What you need to know about CIV
|You may have already heard the reports about an increase in our geographical region in cases of canine influenza virus (CIV), an upper respiratory infection in dogs.|
Affected dogs may develop coughing, nasal discharge, fever, lethargy, and loss of appetite. While clinical signs may be similar to Bordetella (commonly referred to as kennel cough), CIV in a primary viral infection and will not respond to antimicrobial therapy. Most dogs will not have complicated cases and will recover quickly with proper medical care. In some cases, however, CIV can progress to more severe disease and can require hospitalization.

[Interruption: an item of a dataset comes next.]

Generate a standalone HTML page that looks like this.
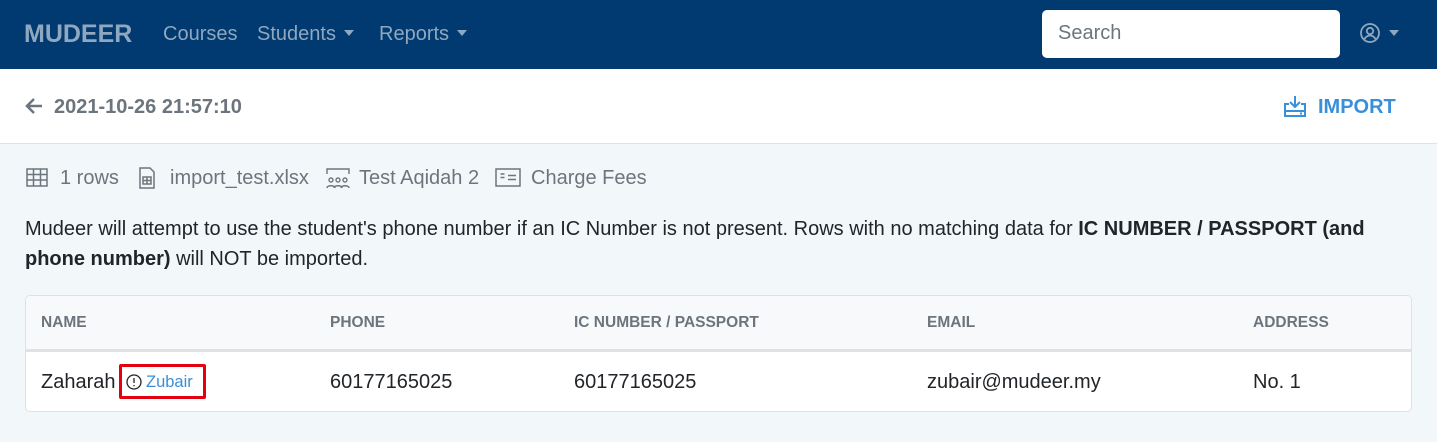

We are lucky to have great relationships with the local vet community, and they have kept us abreast of the alerts being circulated among them as well. While vaccinating against CIV is the best way to protect your dog from it, and a vaccine does indeed exist, unfortunately it is currently on back-order, and many local vets do not have it available, though they are hoping to be able to schedule vaccinations in about two weeks. Please be sure to follow your vet’s protocols for entering – or not entering — their facility, as canine influenza is highly contagious. Veterinarians are recommending that at-risk dogs be vaccinated as soon as possible, and indeed dogs that visit places where dogs socialize or congregate, such as doggy day care, are at risk for infectious disease. We urge you to consider this for your dog, once available.
Our staff remains vigilant in all of our protocols, including enforcing not allowing any pups exhibiting symptoms to attend day care, and maintaining strict cleaning and disinfecting standards. While LMDDC has the occasional case of kennel cough and other infectious respiratory infections like any other group setting, should we experience an increase in these incidences among our doggy guests, a Health Alert will be sent out to our client base, so that you may make an informed decision about bringing your pup to day care. The number one action anyone can take to protect the dogs in our care is to not bring their dog to day care if they have observed any symptoms.
We are approaching a season where we will see more dogs spending the night or staying for extended stays, such as with President’s Day weekend coming up next week or Spring Break travel next month. Every client must make the decision that is most comfortable for them, as this is a very normal risk inherent in this type of environment, and we can not guarantee any given pup won’t become ill after being exposed, especially if a dog is asymptomatic. But again, at this point, we have nothing abnormal to report, and the safety of the dogs in our care will always be our top priority.
Thank you again for choosing Love My Doggy Day Care.